## Start DATA FOR THIS TASK
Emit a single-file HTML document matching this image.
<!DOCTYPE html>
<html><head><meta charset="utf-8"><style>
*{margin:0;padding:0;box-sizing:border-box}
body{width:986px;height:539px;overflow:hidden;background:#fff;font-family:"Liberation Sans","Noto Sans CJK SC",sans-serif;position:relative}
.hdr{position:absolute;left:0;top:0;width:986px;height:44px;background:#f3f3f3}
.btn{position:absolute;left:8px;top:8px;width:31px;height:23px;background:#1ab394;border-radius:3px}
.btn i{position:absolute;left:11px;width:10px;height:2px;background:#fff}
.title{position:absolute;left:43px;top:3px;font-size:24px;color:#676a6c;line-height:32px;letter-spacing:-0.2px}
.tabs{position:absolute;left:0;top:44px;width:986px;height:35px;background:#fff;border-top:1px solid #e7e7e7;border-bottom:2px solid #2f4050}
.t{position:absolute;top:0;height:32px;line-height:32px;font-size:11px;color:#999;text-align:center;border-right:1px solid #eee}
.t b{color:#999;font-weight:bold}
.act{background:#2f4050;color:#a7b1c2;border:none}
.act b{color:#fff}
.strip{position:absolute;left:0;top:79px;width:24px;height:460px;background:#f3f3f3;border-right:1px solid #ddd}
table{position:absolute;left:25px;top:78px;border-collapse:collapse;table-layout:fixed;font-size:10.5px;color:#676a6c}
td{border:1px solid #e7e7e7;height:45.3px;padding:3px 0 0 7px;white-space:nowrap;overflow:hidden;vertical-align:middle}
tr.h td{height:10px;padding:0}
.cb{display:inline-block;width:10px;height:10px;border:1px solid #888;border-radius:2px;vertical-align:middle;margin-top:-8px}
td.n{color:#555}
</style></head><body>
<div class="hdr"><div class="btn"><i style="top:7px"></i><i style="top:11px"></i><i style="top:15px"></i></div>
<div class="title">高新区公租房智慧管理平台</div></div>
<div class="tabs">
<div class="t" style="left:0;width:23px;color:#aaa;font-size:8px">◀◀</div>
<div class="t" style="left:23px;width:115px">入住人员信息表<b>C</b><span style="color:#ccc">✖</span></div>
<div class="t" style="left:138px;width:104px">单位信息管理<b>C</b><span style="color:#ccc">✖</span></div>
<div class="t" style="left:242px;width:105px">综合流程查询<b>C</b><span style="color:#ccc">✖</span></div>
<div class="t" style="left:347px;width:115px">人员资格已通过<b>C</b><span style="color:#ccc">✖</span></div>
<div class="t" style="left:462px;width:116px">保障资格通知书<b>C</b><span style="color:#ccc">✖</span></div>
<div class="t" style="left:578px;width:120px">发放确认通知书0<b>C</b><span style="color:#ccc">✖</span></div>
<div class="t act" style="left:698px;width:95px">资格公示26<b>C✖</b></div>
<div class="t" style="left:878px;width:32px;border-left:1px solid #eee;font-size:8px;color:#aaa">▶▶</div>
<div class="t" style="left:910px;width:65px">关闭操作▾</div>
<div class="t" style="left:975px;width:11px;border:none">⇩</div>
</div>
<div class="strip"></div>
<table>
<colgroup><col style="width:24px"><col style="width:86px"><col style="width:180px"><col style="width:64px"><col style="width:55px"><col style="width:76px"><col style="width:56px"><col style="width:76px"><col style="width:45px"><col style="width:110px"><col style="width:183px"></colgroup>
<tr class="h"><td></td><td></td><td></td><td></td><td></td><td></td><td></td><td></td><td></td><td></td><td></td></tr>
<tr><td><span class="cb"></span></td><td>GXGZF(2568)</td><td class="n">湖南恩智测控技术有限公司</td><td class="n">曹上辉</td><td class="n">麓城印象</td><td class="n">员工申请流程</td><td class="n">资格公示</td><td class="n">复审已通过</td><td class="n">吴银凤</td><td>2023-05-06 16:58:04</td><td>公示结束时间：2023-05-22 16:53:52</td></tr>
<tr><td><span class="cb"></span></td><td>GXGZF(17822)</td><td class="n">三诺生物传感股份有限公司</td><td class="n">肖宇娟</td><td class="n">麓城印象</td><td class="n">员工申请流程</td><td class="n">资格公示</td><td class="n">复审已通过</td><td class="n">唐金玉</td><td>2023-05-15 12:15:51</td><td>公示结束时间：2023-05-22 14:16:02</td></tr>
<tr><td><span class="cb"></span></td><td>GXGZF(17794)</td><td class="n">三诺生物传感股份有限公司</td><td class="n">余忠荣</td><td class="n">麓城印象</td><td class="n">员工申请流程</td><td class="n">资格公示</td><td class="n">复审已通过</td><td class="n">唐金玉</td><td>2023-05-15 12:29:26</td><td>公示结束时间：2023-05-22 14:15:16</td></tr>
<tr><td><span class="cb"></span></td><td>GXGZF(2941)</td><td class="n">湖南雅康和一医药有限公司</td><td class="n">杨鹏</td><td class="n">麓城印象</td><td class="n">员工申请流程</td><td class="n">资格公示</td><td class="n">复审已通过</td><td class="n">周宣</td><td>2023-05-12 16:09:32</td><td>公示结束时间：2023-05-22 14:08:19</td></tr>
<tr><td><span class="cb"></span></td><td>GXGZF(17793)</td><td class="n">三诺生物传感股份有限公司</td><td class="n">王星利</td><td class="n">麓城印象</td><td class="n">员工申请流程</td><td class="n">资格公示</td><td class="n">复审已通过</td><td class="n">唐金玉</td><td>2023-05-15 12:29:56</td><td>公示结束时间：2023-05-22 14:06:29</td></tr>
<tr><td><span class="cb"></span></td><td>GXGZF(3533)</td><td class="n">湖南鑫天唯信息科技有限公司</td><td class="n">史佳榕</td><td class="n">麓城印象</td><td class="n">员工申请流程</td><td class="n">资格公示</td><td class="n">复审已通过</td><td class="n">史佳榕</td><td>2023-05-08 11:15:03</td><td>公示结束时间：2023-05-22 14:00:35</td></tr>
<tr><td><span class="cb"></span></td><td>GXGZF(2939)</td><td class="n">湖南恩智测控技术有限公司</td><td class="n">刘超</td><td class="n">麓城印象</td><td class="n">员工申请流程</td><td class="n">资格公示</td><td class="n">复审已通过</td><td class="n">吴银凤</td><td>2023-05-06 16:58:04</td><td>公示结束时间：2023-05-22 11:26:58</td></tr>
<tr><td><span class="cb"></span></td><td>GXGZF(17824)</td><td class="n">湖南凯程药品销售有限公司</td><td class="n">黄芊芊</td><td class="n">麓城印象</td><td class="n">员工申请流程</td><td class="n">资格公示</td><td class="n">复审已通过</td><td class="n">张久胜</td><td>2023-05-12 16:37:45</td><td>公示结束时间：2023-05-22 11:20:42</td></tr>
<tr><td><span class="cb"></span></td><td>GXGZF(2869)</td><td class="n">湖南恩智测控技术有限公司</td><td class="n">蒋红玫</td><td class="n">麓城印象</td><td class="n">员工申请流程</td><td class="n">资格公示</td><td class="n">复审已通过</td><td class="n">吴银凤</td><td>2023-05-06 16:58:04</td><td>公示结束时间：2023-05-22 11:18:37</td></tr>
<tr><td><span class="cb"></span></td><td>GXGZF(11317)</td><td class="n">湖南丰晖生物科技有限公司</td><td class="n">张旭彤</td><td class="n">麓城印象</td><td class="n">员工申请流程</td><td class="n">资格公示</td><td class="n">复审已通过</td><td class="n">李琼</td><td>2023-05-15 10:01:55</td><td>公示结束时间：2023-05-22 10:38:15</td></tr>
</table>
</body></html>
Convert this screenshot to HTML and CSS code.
## End DATA FOR THIS TASK
## AIM
Write the data out again in full and exactly.

## OUTPUT OF THE TASK
Emit a single-file HTML document matching this image.
<!DOCTYPE html>
<html><head><meta charset="utf-8"><style>
*{margin:0;padding:0;box-sizing:border-box}
body{width:986px;height:539px;overflow:hidden;background:#fff;font-family:"Liberation Sans","Noto Sans CJK SC",sans-serif;position:relative}
.hdr{position:absolute;left:0;top:0;width:986px;height:44px;background:#f3f3f3}
.btn{position:absolute;left:8px;top:8px;width:31px;height:23px;background:#1ab394;border-radius:3px}
.btn i{position:absolute;left:11px;width:10px;height:2px;background:#fff}
.title{position:absolute;left:43px;top:3px;font-size:24px;color:#676a6c;line-height:32px;letter-spacing:-0.2px}
.tabs{position:absolute;left:0;top:44px;width:986px;height:35px;background:#fff;border-top:1px solid #e7e7e7;border-bottom:2px solid #2f4050}
.t{position:absolute;top:0;height:32px;line-height:32px;font-size:11px;color:#999;text-align:center;border-right:1px solid #eee}
.t b{color:#999;font-weight:bold}
.act{background:#2f4050;color:#a7b1c2;border:none}
.act b{color:#fff}
.strip{position:absolute;left:0;top:79px;width:24px;height:460px;background:#f3f3f3;border-right:1px solid #ddd}
table{position:absolute;left:25px;top:78px;border-collapse:collapse;table-layout:fixed;font-size:10.5px;color:#676a6c}
td{border:1px solid #e7e7e7;height:45.3px;padding:3px 0 0 7px;white-space:nowrap;overflow:hidden;vertical-align:middle}
tr.h td{height:10px;padding:0}
.cb{display:inline-block;width:10px;height:10px;border:1px solid #888;border-radius:2px;vertical-align:middle;margin-top:-8px}
td.n{color:#555}
</style></head><body>
<div class="hdr"><div class="btn"><i style="top:7px"></i><i style="top:11px"></i><i style="top:15px"></i></div>
<div class="title">高新区公租房智慧管理平台</div></div>
<div class="tabs">
<div class="t" style="left:0;width:23px;color:#aaa;font-size:8px">◀◀</div>
<div class="t" style="left:23px;width:115px">入住人员信息表<b>C</b><span style="color:#ccc">✖</span></div>
<div class="t" style="left:138px;width:104px">单位信息管理<b>C</b><span style="color:#ccc">✖</span></div>
<div class="t" style="left:242px;width:105px">综合流程查询<b>C</b><span style="color:#ccc">✖</span></div>
<div class="t" style="left:347px;width:115px">人员资格已通过<b>C</b><span style="color:#ccc">✖</span></div>
<div class="t" style="left:462px;width:116px">保障资格通知书<b>C</b><span style="color:#ccc">✖</span></div>
<div class="t" style="left:578px;width:120px">发放确认通知书0<b>C</b><span style="color:#ccc">✖</span></div>
<div class="t act" style="left:698px;width:95px">资格公示26<b>C✖</b></div>
<div class="t" style="left:878px;width:32px;border-left:1px solid #eee;font-size:8px;color:#aaa">▶▶</div>
<div class="t" style="left:910px;width:65px">关闭操作▾</div>
<div class="t" style="left:975px;width:11px;border:none">⇩</div>
</div>
<div class="strip"></div>
<table>
<colgroup><col style="width:24px"><col style="width:86px"><col style="width:180px"><col style="width:64px"><col style="width:55px"><col style="width:76px"><col style="width:56px"><col style="width:76px"><col style="width:45px"><col style="width:110px"><col style="width:183px"></colgroup>
<tr class="h"><td></td><td></td><td></td><td></td><td></td><td></td><td></td><td></td><td></td><td></td><td></td></tr>
<tr><td><span class="cb"></span></td><td>GXGZF(2568)</td><td class="n">湖南恩智测控技术有限公司</td><td class="n">曹上辉</td><td class="n">麓城印象</td><td class="n">员工申请流程</td><td class="n">资格公示</td><td class="n">复审已通过</td><td class="n">吴银凤</td><td>2023-05-06 16:58:04</td><td>公示结束时间：2023-05-22 16:53:52</td></tr>
<tr><td><span class="cb"></span></td><td>GXGZF(17822)</td><td class="n">三诺生物传感股份有限公司</td><td class="n">肖宇娟</td><td class="n">麓城印象</td><td class="n">员工申请流程</td><td class="n">资格公示</td><td class="n">复审已通过</td><td class="n">唐金玉</td><td>2023-05-15 12:15:51</td><td>公示结束时间：2023-05-22 14:16:02</td></tr>
<tr><td><span class="cb"></span></td><td>GXGZF(17794)</td><td class="n">三诺生物传感股份有限公司</td><td class="n">余忠荣</td><td class="n">麓城印象</td><td class="n">员工申请流程</td><td class="n">资格公示</td><td class="n">复审已通过</td><td class="n">唐金玉</td><td>2023-05-15 12:29:26</td><td>公示结束时间：2023-05-22 14:15:16</td></tr>
<tr><td><span class="cb"></span></td><td>GXGZF(2941)</td><td class="n">湖南雅康和一医药有限公司</td><td class="n">杨鹏</td><td class="n">麓城印象</td><td class="n">员工申请流程</td><td class="n">资格公示</td><td class="n">复审已通过</td><td class="n">周宣</td><td>2023-05-12 16:09:32</td><td>公示结束时间：2023-05-22 14:08:19</td></tr>
<tr><td><span class="cb"></span></td><td>GXGZF(17793)</td><td class="n">三诺生物传感股份有限公司</td><td class="n">王星利</td><td class="n">麓城印象</td><td class="n">员工申请流程</td><td class="n">资格公示</td><td class="n">复审已通过</td><td class="n">唐金玉</td><td>2023-05-15 12:29:56</td><td>公示结束时间：2023-05-22 14:06:29</td></tr>
<tr><td><span class="cb"></span></td><td>GXGZF(3533)</td><td class="n">湖南鑫天唯信息科技有限公司</td><td class="n">史佳榕</td><td class="n">麓城印象</td><td class="n">员工申请流程</td><td class="n">资格公示</td><td class="n">复审已通过</td><td class="n">史佳榕</td><td>2023-05-08 11:15:03</td><td>公示结束时间：2023-05-22 14:00:35</td></tr>
<tr><td><span class="cb"></span></td><td>GXGZF(2939)</td><td class="n">湖南恩智测控技术有限公司</td><td class="n">刘超</td><td class="n">麓城印象</td><td class="n">员工申请流程</td><td class="n">资格公示</td><td class="n">复审已通过</td><td class="n">吴银凤</td><td>2023-05-06 16:58:04</td><td>公示结束时间：2023-05-22 11:26:58</td></tr>
<tr><td><span class="cb"></span></td><td>GXGZF(17824)</td><td class="n">湖南凯程药品销售有限公司</td><td class="n">黄芊芊</td><td class="n">麓城印象</td><td class="n">员工申请流程</td><td class="n">资格公示</td><td class="n">复审已通过</td><td class="n">张久胜</td><td>2023-05-12 16:37:45</td><td>公示结束时间：2023-05-22 11:20:42</td></tr>
<tr><td><span class="cb"></span></td><td>GXGZF(2869)</td><td class="n">湖南恩智测控技术有限公司</td><td class="n">蒋红玫</td><td class="n">麓城印象</td><td class="n">员工申请流程</td><td class="n">资格公示</td><td class="n">复审已通过</td><td class="n">吴银凤</td><td>2023-05-06 16:58:04</td><td>公示结束时间：2023-05-22 11:18:37</td></tr>
<tr><td><span class="cb"></span></td><td>GXGZF(11317)</td><td class="n">湖南丰晖生物科技有限公司</td><td class="n">张旭彤</td><td class="n">麓城印象</td><td class="n">员工申请流程</td><td class="n">资格公示</td><td class="n">复审已通过</td><td class="n">李琼</td><td>2023-05-15 10:01:55</td><td>公示结束时间：2023-05-22 10:38:15</td></tr>
</table>
</body></html>
Convert this screenshot to HTML and CSS code.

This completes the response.